DA MEMÓRIA …JOSÉ LANÇA-COELHO
TINTIN, MEU HERÓI
Hergé, o ‘pai’ de Tintin, punha o seu filho, e o seu inseparável cão Milú, em aventuras extraordinárias, que eram complementadas com os impagáveis gémeos Dupont, as estrambólicas invenções do Professor Tournesol, que mais tarde o compararia com o meu mestre Jules Verne – ambos foram à Lua - , e, o carismático capitão Hadock, e que eram vistas, não lidas, por mim, pelo meu irmão e por todos os amigos que faziam parte do saudoso clube de futebol, lá da rua.
Andava eu pelos nove anos e os outros pelos sete. Nenhum de nós aprendera ainda a língua de Voltaire. Então, como não percebíamos uma palavra de francês, abríamos o livro mais recente do nosso herói – cada um de nós comprava o seu que depois compartilhávamos – e punhamo-nos a adivinhar o que cada um dos personagens dizia no primeiro quadradinho (só muitos anos mais tarde vim a saber que os quadradinhos na Banda Desenhada tinham o nome científico de vinheta)
A partir dos bonecos, inventávamos uma história que, na nossa imaginação, podia não coincidir com as palavras dos personagens de Hergé, mas, quando chegávamos às partes cómicas, a hilaridade que Hergé pretendia transmitir aos seus leitores, eram compartilhadas por um grupo de crianças, totalmente reduzidas à força das imagens e das expressivas onomatopeias que, não deixavam qualquer dúvida, sobre o que estava a acontecer.
O segundo irmão Dupont a repetir o que o primeiro dissera, mas precedido das palavras, “Eu diria mais”.

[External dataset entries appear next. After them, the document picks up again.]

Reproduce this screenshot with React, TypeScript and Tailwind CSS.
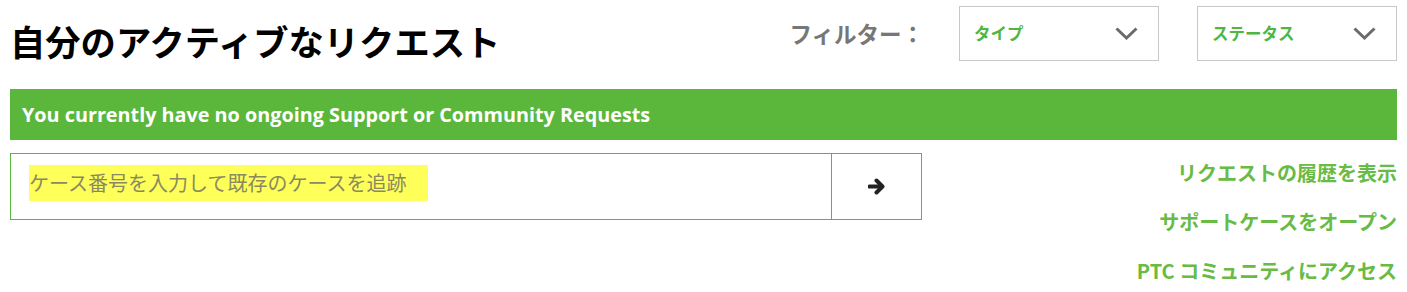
const jp = "font-['Noto_Sans_CJK_JP','Noto_Sans',sans-serif]";

const Chevron = () => (
    <svg width="23" height="13" viewBox="0 0 23 13" className="shrink-0">
        <polyline points="1.5,1.5 11.5,11 21.5,1.5" fill="none" stroke="#6b6b6b" strokeWidth="3" />
    </svg>
);

const Arrow = () => (
    <svg width="18" height="17" viewBox="0 0 18 17">
        <path d="M1.5 8.5 H13" stroke="#222222" strokeWidth="4" strokeLinecap="round" />
        <polyline points="8.5,2.5 14.5,8.5 8.5,14.5" fill="none" stroke="#222222" strokeWidth="4" strokeLinecap="round" strokeLinejoin="round" />
    </svg>
);

const FilterSelect = ({ label }: { label: string }) => (
    <div className="w-[200px] h-[55px] border border-[#c8c8c8] bg-white flex items-center justify-between pl-[14px] pr-[20px]">
        <span className={`${jp} text-[16.5px] font-bold text-[#4fb63f]`}>{label}</span>
        <Chevron />
    </div>
);

const App = () => {
    return (
        <div className="w-[1407px] h-[292px] bg-white px-[10px] overflow-hidden">
            <div className="flex items-start justify-between">
                <h1 className={`${jp} mt-[24px] text-[35.3px] leading-[34px] font-bold text-black`}>
                    自分のアクティブなリクエスト
                </h1>

                <div className="mt-[6px] flex items-center">
                    <span className={`${jp} text-[22.5px] font-bold text-[#777777] mr-[35px]`}>
                        フィルター：
                    </span>
                    <div className="flex items-center gap-[38px]">
                        <FilterSelect label="タイプ" />
                        <FilterSelect label="ステータス" />
                    </div>
                </div>
            </div>

            <div className="mt-[28px] h-[51px] bg-[#5bb73b] flex items-center pl-[12px]">
                <p className="font-['Open_Sans',sans-serif] font-bold text-[19.8px] text-white">
                    You currently have no ongoing Support or Community Requests
                </p>
            </div>

            <div className="mt-[13px] flex items-start justify-between">
                <div className="w-[912px] h-[67px] border border-[#5bb73b] flex">
                    <div className="flex-1 flex items-center pl-[18px] pb-[7px]">
                        <span className={`${jp} bg-[#ffff5a] h-[36px] pr-[22px] flex items-center text-[20px] text-[#8a8a5e]`}>
                            ケース番号を入力して既存のケースを追跡
                        </span>
                    </div>
                    <div className="w-[90px] border-l border-[#5bb73b] flex items-center justify-center">
                        <Arrow />
                    </div>
                </div>

                <div className={`${jp} pt-[5px] flex flex-col items-end gap-[19px] text-[20px] leading-[30px] font-bold text-[#68bb45]`}>
                    <a href="#">リクエストの履歴を表示</a>
                    <a href="#">サポートケースをオープン</a>
                    <a href="#">PTC コミュニティにアクセス</a>
                </div>
            </div>
        </div>
    );
};

export default App;
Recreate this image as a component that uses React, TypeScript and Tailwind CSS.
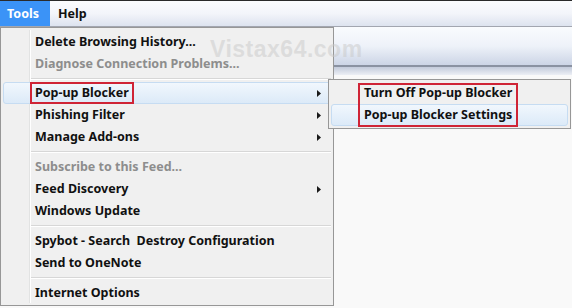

A impulsividade do capitão Hadock, quando estava furioso, - e não eram poucas as vezes -, ‘com os mil raios’, representados por montes de estrelas, que lhe saíam da boca, onde estava um cachimbo, cujo combustível consumido ainda não era proscrito como actualmente, pois a ciência ainda não descobrira os verdadeiros malefícios do tabaco.
Tintin e Milú, na sua simplicidade encarnada por um rapaz um pouco mais velho que nós, com quem nos identificávamos em todas as aventuras, e um cão que era igualzinho ao da Aninhas, a rapariga do prédio da frente, que já andava no Liceu – e sabia francês - e por quem todos nós estávamos apaixonados.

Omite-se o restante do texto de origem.